Двойной договор – с пациентом и опекуном.
Отчаявшись прийти к договору с душевнобольным, испытав на себе крайние формы недоверия, а также неожиданного нарушения условий работы, мы в свое время стояли перед выбором – продолжать терапевтическую работу насильственно (от косвенных и прямых посягательств на свободу пациента до деонтологически обоснованного физического вмешательства) или же искать принципиально другую точку отсчета. Методологически мы следовали Фрейду, который исходил из практической необходимости помочь тем пациентам, которые, например, не воспринимали гипнотического воздействия. Как и он, мы искали «нейтрализованные взаимоотношения» (Гринсон, с.67) с пациентом, опираясь на личный опыт. В то же время мы попытались сохранить клиническую традицию – договор о лечении обсуждаем с опекунами душевнобольного, признавая тем самым недееспособность пациента. С ними же проводим детальное клиническое интервью, воспроизводим динамику психического статуса, составляем этапные эпикризы. Это достаточно формализованная работа, которая использует различные анкеты.

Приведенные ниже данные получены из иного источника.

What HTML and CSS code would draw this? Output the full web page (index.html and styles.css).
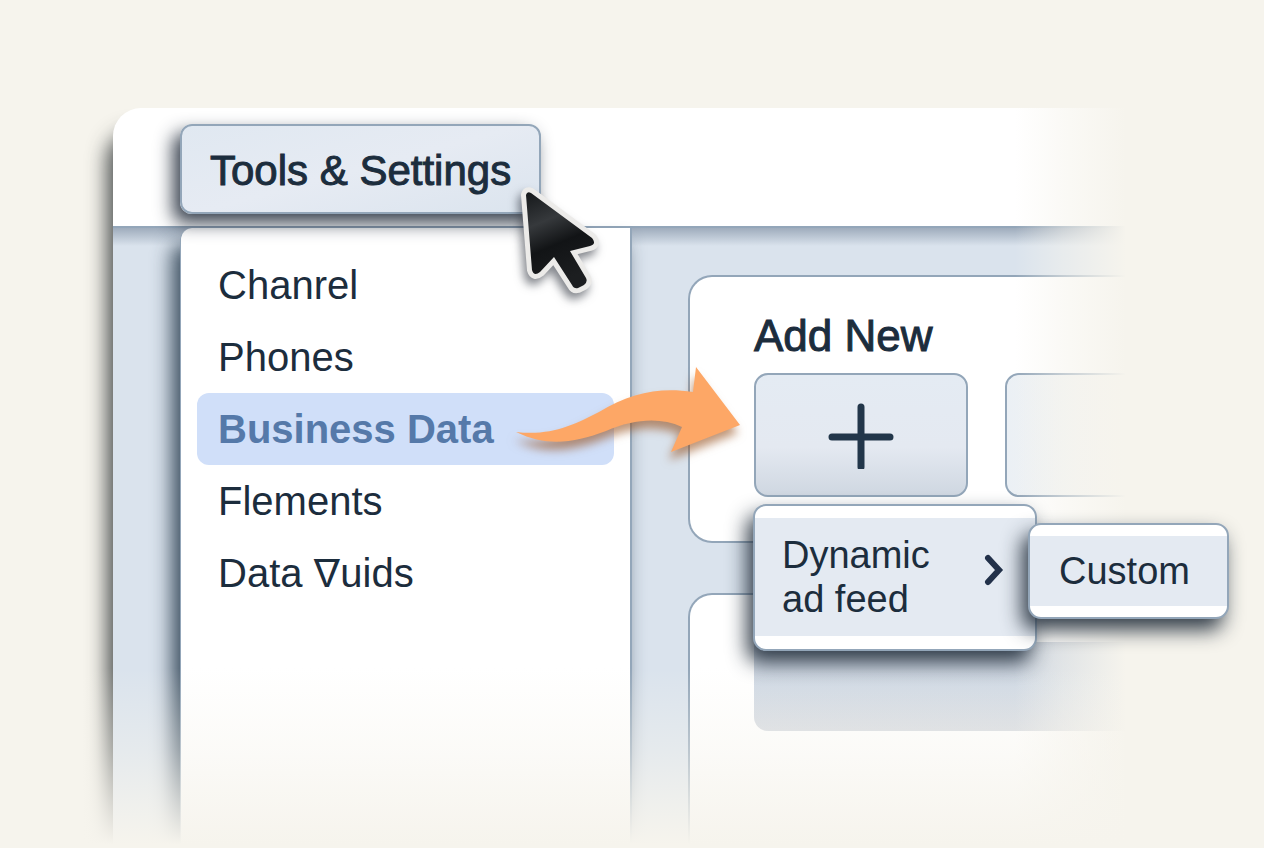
FILE: index.html
```html
<!DOCTYPE html>
<html lang="en">
<head>
<meta charset="utf-8">
<meta name="viewport" content="width=device-width, initial-scale=1">
<title>Tools &amp; Settings</title>
<link rel="stylesheet" href="styles.css">
</head>
<body>
<div class="page">
  <div class="window">
    <header class="topbar">
      <div class="trigger">
        <button class="tools-button" type="button">Tools &amp; Settings</button>
        <svg class="cursor" viewBox="0 0 90 120" aria-hidden="true">
          <defs>
            <linearGradient id="cursor-fill" x1="0" y1="0" x2="0.3" y2="1">
              <stop offset="0" stop-color="#15181a"/>
              <stop offset="0.35" stop-color="#36393c"/>
              <stop offset="0.62" stop-color="#121416"/>
              <stop offset="1" stop-color="#1c1e20"/>
            </linearGradient>
          </defs>
          <path d="M13 10 Q14 6 18 8 L79 53 Q84 59 77 61 L57 66 L73 93 Q75 97 71 100 L65 103 Q61 104 59 100 L41 72 L27 87 Q21 92 19 85 Z" fill="url(#cursor-fill)" stroke="#ecebe9" stroke-width="10" stroke-linejoin="round" paint-order="stroke"/>
        </svg>
      </div>
    </header>
    <div class="workspace">
      <nav class="menu" aria-label="Tools and settings">
        <ul class="menu-list">
          <li><a class="menu-item" href="#channel">Chanrel</a></li>
          <li><a class="menu-item" href="#phones">Phones</a></li>
          <li class="current">
            <a class="menu-item menu-item-active" href="#business-data" aria-current="page">Business Data</a>
            <svg class="flow-arrow" viewBox="0 0 240 110" aria-hidden="true">
              <path d="M7 70 C42 74 65 63 90 50 C122 31 150 25 184 30 L187 5 L231 63 L162 90 L173 65 C151 55 125 57 97 69 C65 81 38 85 7 70 Z" fill="#fda766"/>
            </svg>
          </li>
          <li><a class="menu-item" href="#elements">Flements</a></li>
          <li><a class="menu-item" href="#data">Data <span class="barred">V</span>uids</a></li>
        </ul>
      </nav>
      <main class="content">
        <section class="card">
          <h2 class="card-title">Add New</h2>
          <div class="tiles">
            <div class="tile-slot">
              <button class="tile" type="button" aria-label="Add new">
                <svg class="plus" viewBox="0 0 66 68" aria-hidden="true">
                  <path d="M33 6V66M4 36H62" stroke="#22364a" stroke-width="7" stroke-linecap="round"/>
                </svg>
              </button>
              <div class="popup popup-feed">
                <button class="popup-item feed-item" type="button">
                  <span>Dynamic<br>ad feed</span>
                  <svg class="chevron" viewBox="0 0 20 32" aria-hidden="true">
                    <path d="M4 4L15 16L4 28" fill="none" stroke="#22314a" stroke-width="6" stroke-linecap="round" stroke-linejoin="miter"/>
                  </svg>
                </button>
                <div class="popup popup-custom">
                  <button class="popup-item custom-item" type="button">Custom</button>
                </div>
              </div>
            </div>
            <div class="tile-next"></div>
          </div>
        </section>
        <section class="card card-last">
          <div class="placeholder"></div>
        </section>
      </main>
    </div>
  </div>
</div>
</body>
</html>
```
FILE: styles.css
```css
:root {
  --paper: #f6f4ed;
  --paper-clear: rgba(246, 244, 237, 0);
  --line: #93a6b9;
  --panel: #dae3ed;
  --soft: #e4eaf2;
  --ink: #1c2d3d;
}

* {
  box-sizing: border-box;
}

body {
  margin: 0;
  background: var(--paper);
  color: var(--ink);
  font-family: "Liberation Sans", Arial, sans-serif;
}

button {
  font: inherit;
  color: inherit;
  cursor: pointer;
}

.page {
  position: relative;
  display: flex;
  min-height: 100vh;
  padding: 108px 139px 0 113px;
  overflow: hidden;
}

/* lower edge dissolves into the paper */
.page::after {
  content: "";
  position: absolute;
  z-index: 2;
  inset: auto 0 0;
  height: 180px;
  background: linear-gradient(var(--paper-clear), rgba(246, 244, 237, 0.4) 45%, rgba(246, 244, 237, 0.75) 75%, var(--paper) 98%);
  pointer-events: none;
}

.window {
  position: relative;
  display: flex;
  flex: 1;
  flex-direction: column;
  min-width: 0;
  border-top-left-radius: 28px;
  background: #fff;
  box-shadow: -6px 24px 20px rgba(45, 50, 52, 0.85);
}

/* right edge dissolves into the paper */
.window::after {
  content: "";
  position: absolute;
  z-index: 1;
  inset: -8px -40px 0 auto;
  width: 150px;
  background: linear-gradient(90deg, var(--paper-clear), rgba(246, 244, 237, 0.5) 32%, var(--paper) 74%);
  pointer-events: none;
}

.topbar {
  padding: 16px 0 12px 67px;
}

.trigger {
  position: relative;
  width: max-content;
}

.tools-button {
  display: block;
  height: 90px;
  padding: 3px 28px 0;
  border: 2px solid var(--line);
  border-radius: 12px;
  background: linear-gradient(165deg, #e0e8f1, #e6ebf3 50%, #dbe4ee);
  box-shadow: -7px 9px 18px rgba(35, 45, 60, 0.9);
  font-size: 42px;
  -webkit-text-stroke: 1px currentColor;
}

.cursor {
  position: absolute;
  z-index: 4;
  right: -62px;
  bottom: -91px;
  width: 90px;
  height: 120px;
  filter: drop-shadow(-3px 6px 5px rgba(30, 35, 45, 0.55));
}

.workspace {
  display: flex;
  flex: 1;
  padding-left: 67px;
  border-top: 2px solid var(--line);
  background: linear-gradient(rgba(70, 90, 115, 0.4), rgba(70, 90, 115, 0) 18px), var(--panel);
}

.menu {
  flex: none;
  width: 452px;
  padding: 21px 16px;
  border: solid var(--line);
  border-width: 0 2px 0 1px;
  border-top-left-radius: 12px;
  background: #fff;
  box-shadow: -8px 16px 20px rgba(40, 60, 78, 0.9);
}

.menu-list {
  margin: 0;
  padding: 0;
  list-style: none;
}

.current {
  position: relative;
}

.menu-item {
  display: flex;
  align-items: center;
  height: 72px;
  padding-left: 21px;
  border-radius: 12px;
  color: inherit;
  font-size: 40px;
  text-decoration: none;
  white-space: pre;
}

.menu-item-active {
  background: #d0dff9;
  color: #5579a9;
  font-weight: 700;
}

.barred {
  background: linear-gradient(currentColor, currentColor) center 8px / 22px 3px no-repeat;
}

.flow-arrow {
  position: absolute;
  z-index: 3;
  right: -135px;
  bottom: -7px;
  width: 240px;
  height: 110px;
  filter: drop-shadow(-2px 8px 5px rgba(150, 80, 30, 0.6));
}

.content {
  display: flex;
  flex: 1;
  flex-direction: column;
  gap: 50px;
  min-width: 0;
  padding: 47px 0 0 56px;
}

.card {
  padding: 31px 0 44px 64px;
  border: 2px solid var(--line);
  border-right: 0;
  border-radius: 24px 0 0 24px;
  background: #fff;
}

.card-last {
  flex: 1;
  padding-top: 47px;
  border-bottom: 0;
  border-radius: 24px 0 0;
}

.card-title {
  margin: 0 0 9px;
  font-size: 44px;
  font-weight: 400;
  line-height: 56px;
  -webkit-text-stroke: 1px currentColor;
}

.tiles {
  display: flex;
  gap: 37px;
}

.tile-slot {
  position: relative;
  flex: none;
}

.tile {
  display: flex;
  align-items: center;
  justify-content: center;
  width: 214px;
  height: 124px;
  padding: 0;
  border: 2px solid var(--line);
  border-radius: 14px;
  background: linear-gradient(#e4ebf3, #e4e9f1 60%, #cfd7e1);
}

.plus {
  width: 66px;
  height: 68px;
}

.tile-next {
  flex: 1;
  border: 2px solid var(--line);
  border-right: 0;
  border-radius: 14px 0 0 14px;
  background: linear-gradient(90deg, #ebf0f5, #f6f5f0);
}

.placeholder {
  height: 89px;
  border-radius: 0 0 0 14px;
  background: linear-gradient(#c9d1dc, #d0d9e4 50%, #d6dae0);
}

.popup {
  position: absolute;
  border: 2px solid var(--line);
  border-radius: 13px;
  background: #fff;
  box-shadow: -6px 11px 20px rgba(30, 42, 55, 0.9);
}

.popup-feed {
  z-index: 5;
  top: calc(100% + 7px);
  left: -1px;
  width: 284px;
  padding: 12px 0 13px;
}

.popup-custom {
  top: 17px;
  left: calc(100% - 7px);
  width: 201px;
  padding: 11px 0;
}

.popup-item {
  display: flex;
  align-items: center;
  width: 100%;
  border: 0;
  background: var(--soft);
  font-size: 38px;
  line-height: 44px;
  text-align: left;
}

.feed-item {
  justify-content: space-between;
  height: 118px;
  padding: 0 31px 0 27px;
}

.chevron {
  width: 20px;
  height: 32px;
  margin-bottom: 14px;
}

.custom-item {
  height: 70px;
  padding: 0 0 0 29px;
}
```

Типовой анамнез, по нашим наблюдениям, создают не хуже врачей близкие родственники пациента, соблюдая стандартные разметки его биографии. С опекунами же мы делимся своими надеждами и сомнениями, подробно излагаем нашу точку зрения.Запомнился случай Ж. К., мать которой заявила, что она больна с рождения, т. е. неизлечима, а отец, известный адвокат, сказал, что не он сам, а Ж. нам верит. По рекомендации нашего научного руководителя А. И. Белкина мы отказались от лечения, ответив, что для нас важно доверие опекунов, а не только пациентки. Это отложило начало психотерапии ровно на год, когда обессиленную нервной анорексией Ж. доставили в наш центр. Отец общался с нами, не скрывая чувства вины, и в дальнейшем стал достаточно удобным партнером, хотя и телефонным. Работа коренным образом изменилась, когда Ж. вышла замуж за весьма альтруистичного молодого человека.
В контакте с больным мы полностью исключаем тему лечения и составляем договор об изготовлении скульптурного портрета. И это не розыгрыш – в дальнейшем (до конца лечения) мы твердо соблюдаем условия договора. Нет необходимости говорить больному, что он страдает психическим заболеванием, уговаривать его, растрачивая авторитет врача. Дело не только в том, что у пациентов снижена критика своего психического состояния, они, постоянно пытаясь доказать свою дееспособность окружающим, насторожены и необыкновенно ранимы в этом вопросе. Полностью снимая разговоры на тему болезни, мы радикально решаем проблему переноса, а когда пациент становится моделью художника – и проблему контрпереноса. Таким образом, в день составления базового договора мы встречаемся с двумя диаметрально противоположными тенденциями. Позиция опекуна – просьба об оказании медицинской помощи больному, отказывающемуся от такой помощи. Мы принимаем версию опекуна и действуем с обычных клинических позиций, но мы принимаем и версию пациента (без элементов фальши и насилия).
Таким образом, составляется два базовых договора
. Предложение изготовить скульптурный портрет идет навстречу обостренному чувству собственного достоинства наших пациентов. Ведь ощущение своей избранности, уникальности, несходства с другими людьми сопутствует многим психическим болезням, и создание портрета больного естественно согласуется с его основными переживаниями. Вспомним также, что в обыденном сознании скульптурный портрет (в отличие от живописного) ассоциируется с представлением о высоком гражданском статусе. Позируя врачу-портретисту, больной может поддерживать этот статус откровениями патологического плана, но не станет «унижать» себя просьбой об избавлении от психического недуга. Эстетический порыв врача как скульптора во многом вызван пластической неординарностью пациента, который так же выделяется среди других людей, как «героические» или гражданские модели обычных скульпторов. Ни один наш врач не вылепил портрет здорового человека, своего близкого – здесь имеют значение не только врачебные мотивы, но и эстетическая незаурядность самого душевнобольного.